Shooting them in the leg will take a leg off but, you better make sure (as Zombieland once put it) double tap! As simply taking a limb off their blood-soaked fleshy meat bag of a carcass will not put them down for good.

With this in mind, it makes it all the more harder that you are in these enclosed walls within the police department, and turn a corner too slowly and you might be in for a nasty bite on your neck while not waiting for Leon or Claire to take their time with aiming and being too hasty might result in you missing all your shots. Worse still, you will be wasting precious ammo that you will undoubtedly need later on.

This and much more highlight the spectacular ways in which this game makes zombies fun again. They don’t have to run at you at break-neck speed, and they do not have to drive trucks with machine guns on the back (Resident Evil 5). There’s just something so satisfying to this well-polished back to basics originality that we’ve had for so long, but modern zombie games have entirely forgotten about.
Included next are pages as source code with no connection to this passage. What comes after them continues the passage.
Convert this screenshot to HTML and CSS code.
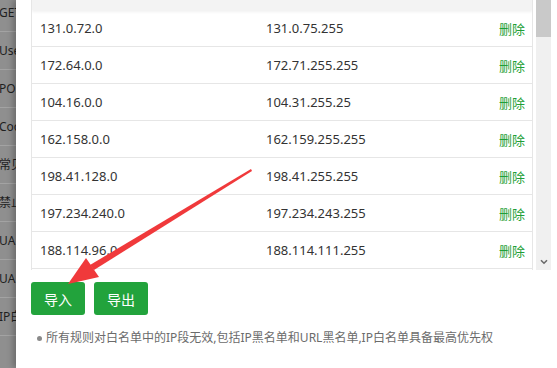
FILE: index.html
```html
<!DOCTYPE html>
<html lang="zh-CN">

<head>
    <meta charset="UTF-8">
    <meta name="viewport" content="width=device-width, initial-scale=1">
    <title>IP白名单</title>
    <link rel="stylesheet" href="styles.css">
</head>

<body>

    <div class="page">

        <!-- page behind the dialog -->
        <div class="backdrop">
            <div class="bd-row">GET</div>
            <div class="bd-row">User</div>
            <div class="bd-row">POST</div>
            <div class="bd-row">Cookie</div>
            <div class="bd-row">常见</div>
            <div class="bd-row">禁止</div>
            <div class="bd-row">UA</div>
            <div class="bd-row">UA</div>
            <div class="bd-row">IP白</div>
        </div>

        <div class="modal">
            <div class="table-box">
                <div class="table-area">
                    <div class="thead"></div>
                    <div class="row"><span class="c1">131.0.72.0</span><span class="c2">131.0.75.255</span><a class="del">删除</a></div>
                    <div class="row"><span class="c1">172.64.0.0</span><span class="c2">172.71.255.255</span><a class="del">删除</a></div>
                    <div class="row"><span class="c1">104.16.0.0</span><span class="c2">104.31.255.25</span><a class="del">删除</a></div>
                    <div class="row"><span class="c1">162.158.0.0</span><span class="c2">162.159.255.255</span><a class="del">删除</a></div>
                    <div class="row"><span class="c1">198.41.128.0</span><span class="c2">198.41.255.255</span><a class="del">删除</a></div>
                    <div class="row"><span class="c1">197.234.240.0</span><span class="c2">197.234.243.255</span><a class="del">删除</a></div>
                    <div class="row"><span class="c1">188.114.96.0</span><span class="c2">188.114.111.255</span><a class="del">删除</a></div>
                    <div class="row"><span class="c1">190.93.240.0</span><span class="c2">190.93.255.255</span><a class="del">删除</a></div>
                </div>
                <div class="scrollbar">
                    <div class="thumb"></div>
                    <div class="track"></div>
                    <svg class="sb-arrow" width="8" height="6" viewBox="0 0 8 6">
                        <path d="M1 1.2 L4 4.2 L7 1.2" fill="none" stroke="#6a6a6a" stroke-width="1.6"/>
                    </svg>
                </div>
            </div>

            <div class="actions">
                <button class="btn">导入</button>
                <button class="btn">导出</button>
            </div>

            <ul class="notes">
                <li>所有规则对白名单中的IP段无效,包括IP黑名单和URL黑名单,IP白名单具备最高优先权</li>
            </ul>
        </div>

        <!-- red annotation arrow -->
        <svg class="pointer" width="557" height="368" viewBox="0 0 557 368">
            <polygon points="251,169 252,171 94,270 90,265" fill="#f0393b"/>
            <polygon points="68,284 86,258 99,277" fill="#f0393b"/>
        </svg>

    </div>

</body>

</html>
```

FILE: styles.css
```css
html,
body {
    margin: 0;
    padding: 0;
    background-color: #fff;
}

body {
    font-family: "Noto Sans", "Noto Sans CJK SC", sans-serif;
    color: #333;
}

.page {
    position: relative;
    display: flex;
    width: 557px;
    height: 368px;
    overflow: hidden;
}

.backdrop {
    width: 16px;
    flex: none;
    background-color: #8f8f8f;
    overflow: hidden;
    margin-top: -6px;
}

.bd-row {
    height: 37px;
    line-height: 37px;
    border-bottom: 1px solid #a3a3a3;
    font-size: 12px;
    color: #1f1f1f;
    white-space: nowrap;
    text-indent: -1px;
}

.modal {
    flex: 1;
    background-color: #fff;
    padding-left: 15px;
    padding-right: 7px;
    box-shadow: -3px 0 6px rgba(0, 0, 0, 0.25);
}

.table-box {
    display: flex;
    height: 270px;
}

.table-area {
    width: 500px;
    border-left: 1px solid #e6e6e6;
    border-right: 1px solid #e6e6e6;
    overflow: hidden;
}

.thead {
    height: 10px;
    background-color: #f3f3f3;
    box-shadow: 0 2px 3px rgba(0, 0, 0, 0.06);
    position: relative;
}

.row {
    display: flex;
    align-items: center;
    height: 36px;
    border-bottom: 1px solid #e6e6e6;
    font-size: 13px;
    color: #333;
}

.c1 {
    width: 226px;
    padding-left: 8px;
}

.c2 {
    flex: 1;
}

.del {
    color: #1f9f37;
    font-size: 13px;
    padding-right: 7px;
    cursor: pointer;
}

.scrollbar {
    width: 15px;
    margin-left: 3px;
    display: flex;
    flex-direction: column;
    background-color: #f0f0f0;
}

.thumb {
    height: 37px;
    background-color: #c9c9c9;
}

.track {
    flex: 1;
}

.sb-arrow {
    display: block;
    margin: 0 auto 5px;
}

.actions {
    display: flex;
    gap: 9px;
    margin-top: 12px;
}

.btn {
    width: 54px;
    height: 33px;
    padding: 0;
    border: none;
    border-radius: 3px;
    background-color: #22a33c;
    color: #fff;
    font-family: "Noto Sans CJK SC", sans-serif;
    font-size: 14px;
    cursor: pointer;
}

.notes {
    list-style: none;
    margin: 14px 0 0;
    padding: 0 0 0 6px;
}

.notes li {
    position: relative;
    padding-left: 9px;
    font-size: 12px;
    line-height: 18px;
    color: #6b6b6b;
    white-space: nowrap;
}

.notes li::before {
    content: "";
    position: absolute;
    left: 0;
    top: 7px;
    width: 5px;
    height: 5px;
    border-radius: 50%;
    background-color: #8a8a8a;
}

.pointer {
    position: absolute;
    left: 0;
    top: 0;
    pointer-events: none;
}
```
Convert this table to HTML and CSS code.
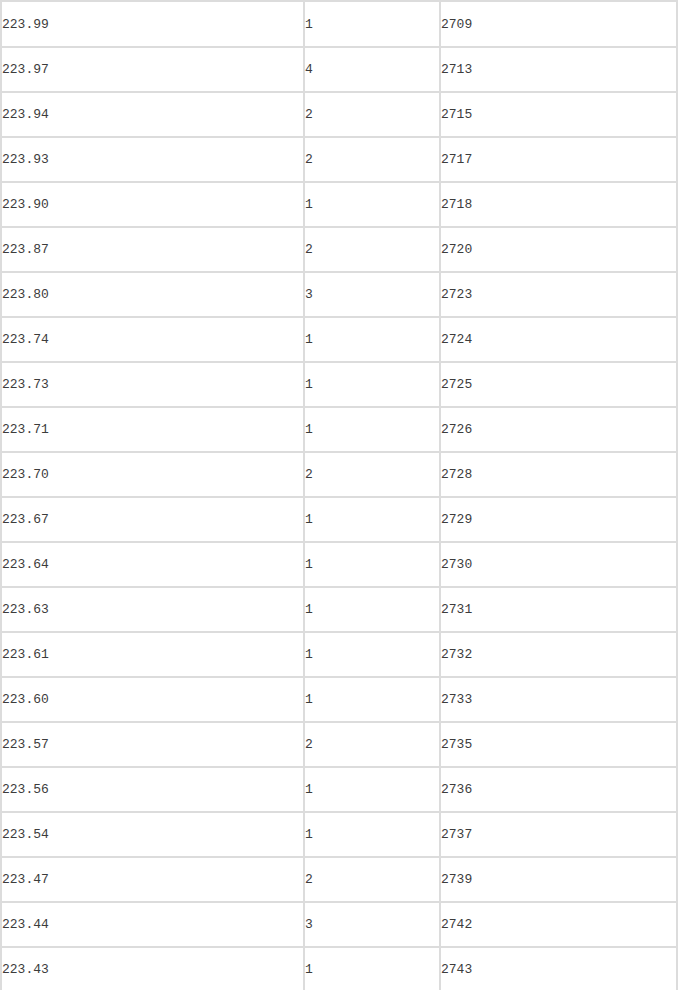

Then there is the Tyrant. A large hulking pale mutant donning a trench coat and a hat (which you can shoot off) for whom gunfire is little more than an inconvenience, so wasting your rounds on this guy is entirely fruitless. Within certain points of the game, this monstrosity will come stomping out with one goal in mind: to kill you.

The way he walks slowly towards you gives me, personally, the heebie-jeebies. The emotionless, unflinching, movement coupled with the loud thuds of his size 20 feet as he pops out from at the end of the hallway is something rarely captured in gaming. Some have likened him to Michael Myers, and much like Mr Myers he is an unstoppable force where your best method of beating him is to completely evade him.

Resident Evil 2 amazes and terrifies through its many hours of sneaking through the police department. The enemy design shows a fresh take on a simple formula created long ago, the gameplay, as well as the shooting mechanics/gunplay, is dynamic and authentic with bullets impacting specific body parts accordingly, the environment is fascinating and, the game just oozes atmosphere.